Des salles d’examen sont transformées en foires pédagogiques, où les réponses venues du dehors, circulent comme une manne céleste, avec la complicité des surveillants soudoyés par les élèves, vidant l’évaluation de sa substance.

Le recours  au questionnaire à choix multiples (QCM), initialement conçu pour faciliter la correction manuelle, a paradoxalement contribué à cette banalisation de la tricherie. Ce format, s’il permet une correction rapide, présente l’inconvénient majeur de dissocier la connaissance de son élaboration intellectuelle. Il encourage des stratégies opportunistes d’approximation, voire de devinette, plutôt que la structuration logique de la pensée.

Par ailleurs, l’émergence de l’intelligence artificielle générative est un véritable défi. Outil fascinant si elle est utilisée à bon escient, elle devient un instrument d’abrutissement lorsqu’elle est utilisée comme substitut à la réflexion personnelle. 

Dans des écoles, d’ici et d’ailleurs, cette technologie, exploitée sans encadrement, favorise le copier-coller au détriment d’ une réflexion profond. L’intelligence artificielle est un couteau à double tranchant. Elle est à la fois un levier de progrès et un vecteur de paresse cognitive.

Dans ce contexte, il est impératif que l’ EPST ouvre une réflexion de fond sur les modalités d’évaluation à l’ère numérique. Le maintien du système de QCM n’est plus justifié, dans la mesure où ces mêmes technologies d’intelligence artificielle peuvent désormais corriger efficacement des réponses rédigées, en un temps record, avec des algorithmes d’analyse sémantique et syntaxique avancés.

Il est temps de revenir à un questionnaire traditionnel, centré sur la capacité de l’élève à structurer une réponse personnelle, argumentée, cohérente. Ce retour au fond exigeant de l’évaluation doit être accompagné par l’introduction progressive d’épreuves plus orales, qui permettent d’évaluer l’aisance langagière, la capacité de synthèse et l’intelligence contextuelle de l’élève. Ce type d’exercice valorise non seulement le contenu, mais aussi la maturité intellectuelle.

Enfin, la lutte contre la fraude ne pourra être efficace sans une refondation éthique du dispositif de surveillance. Il faut en finir avec la tolérance institutionnelle à la tricherie organisée. L’évaluation scolaire doit redevenir ce qu’elle n’aurait jamais dû cesser d’être. Un  acte de justice intellectuelle.

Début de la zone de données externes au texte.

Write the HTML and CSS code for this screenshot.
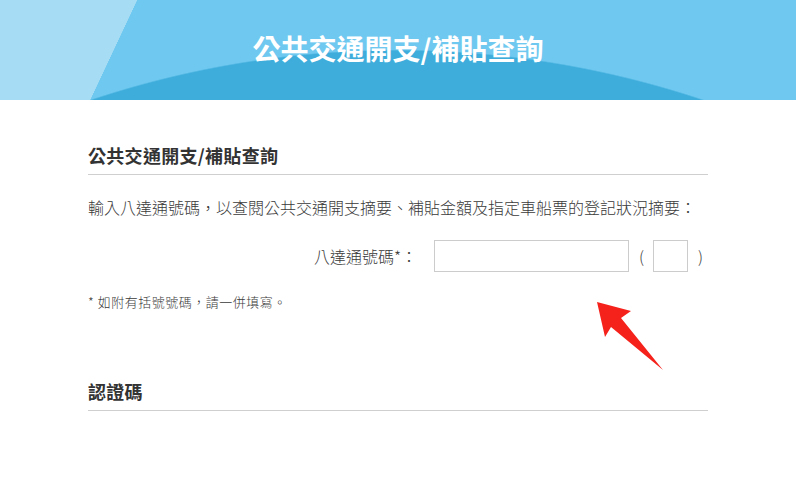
FILE: index.html
```html
<!DOCTYPE html>
<html lang="zh-Hant">
<head>
<meta charset="utf-8">
<title>公共交通開支/補貼查詢</title>
<link rel="stylesheet" href="styles.css">
</head>
<body>
<header class="banner">
  <h1 class="banner-title">公共交通開支/補貼查詢</h1>
</header>
<main class="content">
  <h2 class="section-title">公共交通開支/補貼查詢</h2>
  <p class="intro">輸入八達通號碼，以查閱公共交通開支摘要、補貼金額及指定車船票的登記狀況摘要：</p>
  <div class="form-row">
    <label class="form-label" for="octopus">八達通號碼*：</label>
    <input class="field-main" id="octopus" type="text">
    <span class="paren">(</span>
    <input class="field-check" type="text">
    <span class="paren paren-close">)</span>
  </div>
  <p class="note">* 如附有括號號碼，請一併填寫。</p>
  <h2 class="section-title section-second">認證碼</h2>
</main>
<svg class="arrow" width="80" height="80" viewBox="590 295 80 80" aria-hidden="true">
  <polygon points="597,302 631,311 621,318 663,370 611,327 605,337" fill="#f5221c"/>
</svg>
</body>
</html>
```
FILE: styles.css
```css
html, body {
  margin: 0;
  padding: 0;
  background: #ffffff;
}
body {
  font-family: "Noto Sans CJK TC", "Noto Sans", "Liberation Sans", sans-serif;
  color: #333333;
  position: relative;
  min-height: 483px;
  overflow: hidden;
}
.banner {
  height: 100px;
  display: flex;
  align-items: center;
  justify-content: center;
  background-color: #6fc8ef;
  background-image:
    radial-gradient(circle 967px at 397px 1017px, #3eaddb 966px, rgba(62,173,219,0) 967.5px),
    linear-gradient(to bottom right, #a6dcf4 50%, rgba(166,220,244,0) 50.5%),
    linear-gradient(#a6dcf4, #a6dcf4);
  background-repeat: no-repeat;
  background-size: 100% 100%, 47px 100px, 90px 100px;
  background-position: 0 0, 90px 0, 0 0;
}
.banner-title {
  margin: 0;
  padding-bottom: 2px;
  font-size: 28px;
  font-weight: 700;
  color: #ffffff;
  line-height: 1.2;
}
.content {
  width: 620px;
  margin: 0 auto;
}
.section-title {
  margin: 42px 0 0;
  font-size: 18px;
  line-height: 26px;
  letter-spacing: 0.3px;
  font-weight: 700;
  color: #333333;
  padding-bottom: 6px;
  border-bottom: 1px solid #cfcfcf;
}
.intro {
  margin: 20px 0 0;
  font-size: 16px;
  line-height: 24px;
  font-weight: 300;
  color: #3a3a3a;
}
.form-row {
  margin-top: 21px;
  display: flex;
  align-items: center;
  height: 32px;
}
.form-label {
  width: 329px;
  text-align: right;
  font-size: 16px;
  font-weight: 300;
  color: #3a3a3a;
}
.field-main {
  margin: 0 0 0 17px;
  width: 195px;
  height: 32px;
  box-sizing: border-box;
  border: 1px solid #cccccc;
  background: #ffffff;
  padding: 0;
}
.field-check {
  margin: 0 0 0 9px;
  width: 35px;
  height: 32px;
  box-sizing: border-box;
  border: 1px solid #cccccc;
  background: #ffffff;
  padding: 0;
}
.paren {
  margin-left: 10px;
  font-size: 16px;
  font-weight: 300;
  color: #3a3a3a;
}
.paren-close {
  margin-left: 10px;
}
.note {
  margin: 21px 0 0;
  font-size: 13px;
  line-height: 18px;
  letter-spacing: 0.5px;
  font-weight: 300;
  color: #3a3a3a;
}
.section-second {
  margin-top: 67px;
  padding-bottom: 6px;
}
.arrow {
  position: absolute;
  left: 590px;
  top: 295px;
}
```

À tous les finalistes qui ont consenti les sacrifices nécessaires pour mériter leur diplôme, nous disons courage, persévérance, confiance. Vous avez en vous les ressources nécessaires pour triompher avec dignité. Quant à ceux qui obtiendraient un parchemin usurpé, qu’ils sachent que ce n’est pas le diplôme qui défendra leur avenir, mais eux qui devront défendre leur diplôme tout au long de leur vie.

L’école congolaise mérite mieux que la médiocrité organisée. Elle mérite une gouvernance lucide, des outils pédagogiques intelligents, et des évaluations crédibles. 

L’autorité se rendra compte de ce fléau quand elle sera capable d’obtenir les statistiques des étudiants congolais qui échouent au premier cycle dans des universités sérieuses à l’étranger.